Growing divisions between membership and leadership are evident in the magazine of the Independent Order of Oddfellows, one of the largest and most powerful friendly societies in the country. Reaching their peak in the 1890s over the topic of Old Age Pensions, debates within the society increasingly demonstrate a turn towards public benefit provision. In an 1895 letter, a member wrote:

If the efforts, and no one denies that efforts have been made, have failed as a whole, we should frankly admit it, and throw off the assumed opposition to all schemes coming from the outside, and not allow ourselves any longer to be frightened by the self-created bogey of State control. (1895 Jan p. 54)

The following year, another member noted:

The State is but the instrument by which the collective will shapes the destinies of the nation. Democracy is controlled by, and is enrolled in, three great movements: the Friendly Society, Trade Union, and Co-operation. (1896 October p. 311)
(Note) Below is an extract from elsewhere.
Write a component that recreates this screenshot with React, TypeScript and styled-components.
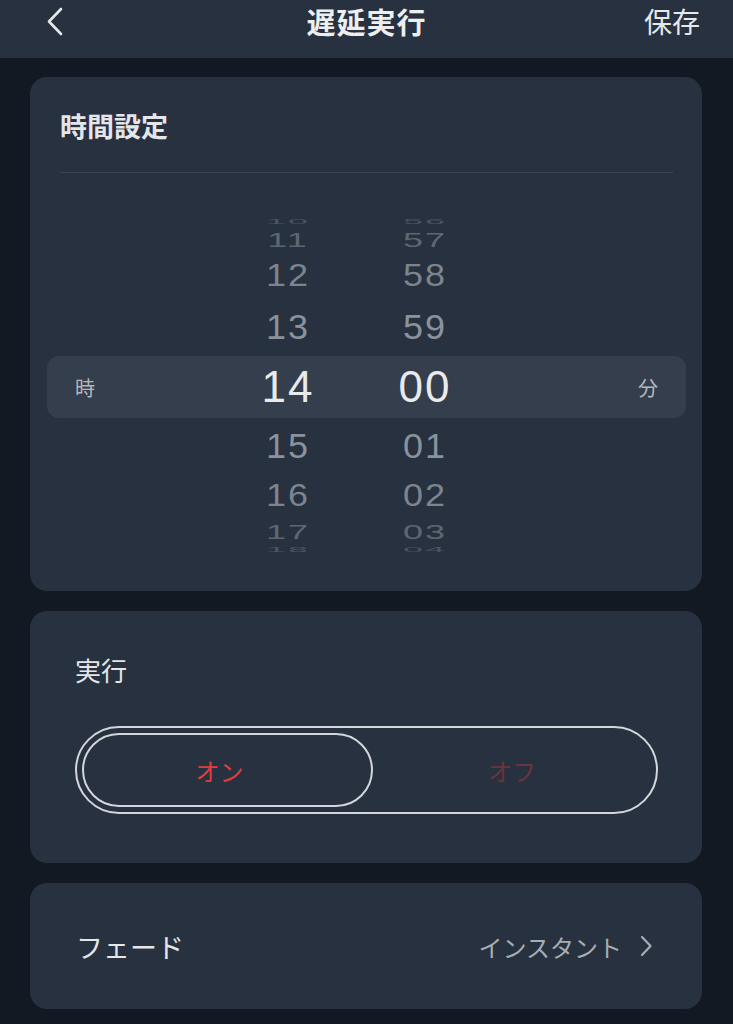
import React from "react";
import styled, { createGlobalStyle } from "styled-components";

const GlobalStyle = createGlobalStyle`
  html, body {
    margin: 0;
    padding: 0;
    background: #121923;
  }
  * { box-sizing: border-box; }
  body {
    font-family: "Noto Sans CJK JP", "Noto Sans", sans-serif;
    color: #e6e8ea;
  }
`;

const Page = styled.div`
  width: 733px;
  min-height: 1024px;
  background: #121923;
`;

const Header = styled.header`
  height: 58px;
  background: #27313f;
  display: grid;
  grid-template-columns: 1fr auto 1fr;
  align-items: start;
  padding: 0 33px;
`;

const HeaderRow = styled.div<{ $align: "start" | "center" | "end" }>`
  height: 42px;
  display: flex;
  align-items: center;
  padding-left: ${(p) => (p.$align === "start" ? 13 : 0)}px;
  justify-content: ${(p) => (p.$align === "start" ? "flex-start" : p.$align === "end" ? "flex-end" : "center")};
`;

const Title = styled.h1`
  margin: 0;
  font-size: 29px;
  font-weight: 700;
  line-height: 42px;
  color: #eceef0;
  letter-spacing: 1px;
`;

const SaveButton = styled.span`
  font-size: 28px;
  font-weight: 400;
  line-height: 42px;
  color: #e6e8ea;
`;

const Main = styled.main`
  display: flex;
  flex-direction: column;
  gap: 20px;
  padding: 19px 31px 0 30px;
`;

const Card = styled.section<{ $pad: string }>`
  background: #27313f;
  border-radius: 17px;
  padding: ${(p) => p.$pad};
`;

const CardTitle = styled.h2`
  margin: 0;
  font-size: 27px;
  font-weight: 700;
  line-height: 38px;
  color: #e4e6e9;
`;

const Divider = styled.div`
  height: 1px;
  background: #3b4451;
  margin-top: 27px;
`;

const Picker = styled.div`
  margin: 45px -13px 0;
  display: flex;
  flex-direction: column;
`;

const PickerRow = styled.div<{ $h: number; $selected?: boolean }>`
  height: ${(p) => p.$h}px;
  display: flex;
  align-items: center;
  border-radius: 12px;
  background: ${(p) => (p.$selected ? "#353e4c" : "transparent")};
`;

const UnitLeft = styled.div`
  width: 191px;
  padding-left: 28px;
  font-size: 20px;
  color: #b3b8be;
`;

const UnitRight = styled.div`
  flex: 1;
  text-align: right;
  padding-right: 28px;
  font-size: 20px;
  color: #b3b8be;
`;

const DigitCell = styled.div<{ $gap?: number }>`
  width: 100px;
  margin-left: ${(p) => p.$gap ?? 0}px;
  display: flex;
  justify-content: center;
  align-items: center;
`;

const Digits = styled.span<{ $size: number; $color: string; $scale: number }>`
  display: inline-block;
  font-family: "Liberation Sans", Arial, sans-serif;
  font-size: ${(p) => p.$size}px;
  line-height: 1;
  letter-spacing: 2px;
  color: ${(p) => p.$color};
  transform: scaleY(${(p) => p.$scale});
`;

const SectionLabel = styled.div`
  font-size: 26px;
  line-height: 36px;
  color: #e4e6e9;
`;

const Segmented = styled.div`
  margin-top: 38px;
  height: 88px;
  border: 2px solid #d3d6da;
  border-radius: 44px;
  padding: 5px;
  display: grid;
  grid-template-columns: 291px 1fr;
`;

const Segment = styled.div<{ $active?: boolean }>`
  display: flex;
  align-items: center;
  justify-content: center;
  border-radius: 40px;
  border: 2px solid ${(p) => (p.$active ? "#d3d6da" : "transparent")};
  padding-right: ${(p) => (p.$active ? 16 : 0)}px;
  font-size: 24px;
  color: ${(p) => (p.$active ? "#e53b3b" : "#6b343c")};
`;

const ListRow = styled.div`
  height: 126px;
  display: flex;
  align-items: center;
  justify-content: space-between;
  padding: 0 49px 0 46px;
`;

const RowLabel = styled.span`
  font-size: 27px;
  color: #e4e6e9;
`;

const RowValue = styled.span`
  display: flex;
  align-items: center;
  gap: 17px;
  font-size: 24px;
  color: #a8adb3;
`;

type WheelRow = {
  h: string;
  m: string;
  height: number;
  size: number;
  scale: number;
  color: string;
  selected?: boolean;
};

const rows: WheelRow[] = [
  { h: "10", m: "56", height: 8, size: 36, scale: 0.2, color: "#4a535e" },
  { h: "11", m: "57", height: 28, size: 36, scale: 0.55, color: "#5e6771" },
  { h: "12", m: "58", height: 44, size: 36, scale: 0.86, color: "#7c848e" },
  { h: "13", m: "59", height: 58, size: 36, scale: 0.97, color: "#8a929b" },
  { h: "14", m: "00", height: 62, size: 44, scale: 1, color: "#e8eaec", selected: true },
  { h: "15", m: "01", height: 56, size: 36, scale: 0.97, color: "#8a929b" },
  { h: "16", m: "02", height: 44, size: 36, scale: 0.86, color: "#7c848e" },
  { h: "17", m: "03", height: 28, size: 36, scale: 0.55, color: "#5e6771" },
  { h: "18", m: "04", height: 8, size: 36, scale: 0.2, color: "#4a535e" },
];

const BackIcon = () => (
  <svg width="18" height="30" viewBox="0 0 18 30" fill="none">
    <polyline points="15,3 3,15.5 15,28" stroke="#e6e8ea" strokeWidth="2.6" strokeLinecap="round" strokeLinejoin="round" />
  </svg>
);

const ChevronRight = () => (
  <svg width="14" height="22" viewBox="0 0 14 22" fill="none">
    <polyline points="3,2 11.5,11 3,20" stroke="#a8adb3" strokeWidth="2.2" strokeLinecap="round" strokeLinejoin="round" />
  </svg>
);

export default function App() {
  return (
    <Page>
      <GlobalStyle />
      <Header>
        <HeaderRow $align="start">
          <BackIcon />
        </HeaderRow>
        <HeaderRow $align="center">
          <Title>遅延実行</Title>
        </HeaderRow>
        <HeaderRow $align="end">
          <SaveButton>保存</SaveButton>
        </HeaderRow>
      </Header>
      <Main>
        <Card $pad="30px 29px 37px 30px">
          <CardTitle>時間設定</CardTitle>
          <Divider />
          <Picker>
            {rows.map((r) => (
              <PickerRow key={r.h} $h={r.height} $selected={r.selected}>
                <UnitLeft>{r.selected ? "時" : ""}</UnitLeft>
                <DigitCell>
                  <Digits $size={r.size} $color={r.color} $scale={r.scale}>
                    {r.h}
                  </Digits>
                </DigitCell>
                <DigitCell $gap={37}>
                  <Digits $size={r.size} $color={r.color} $scale={r.scale}>
                    {r.m}
                  </Digits>
                </DigitCell>
                <UnitRight>{r.selected ? "分" : ""}</UnitRight>
              </PickerRow>
            ))}
          </Picker>
        </Card>
        <Card $pad="41px 44px 49px 45px">
          <SectionLabel>実行</SectionLabel>
          <Segmented>
            <Segment $active>オン</Segment>
            <Segment>オフ</Segment>
          </Segmented>
        </Card>
        <Card $pad="0">
          <ListRow>
            <RowLabel>フェード</RowLabel>
            <RowValue>
              インスタント
              <ChevronRight />
            </RowValue>
          </ListRow>
        </Card>
      </Main>
    </Page>
  );
}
The weakening of voluntarist sentiment among friendly society members opened the way for universal demands for state benefits and public control—enabling the passage of Old Age Pensions in 1908 and the National Insurance Act in 1911, and, ultimately, the founding of national pensions and the National Health Service in the 1940s. In this way, friendly societies embody the intimate links between risk management and class formation—reflecting workers’ changing needs amid the accelerating brutalities of industrial production, and the collective identity forged in the search for protection.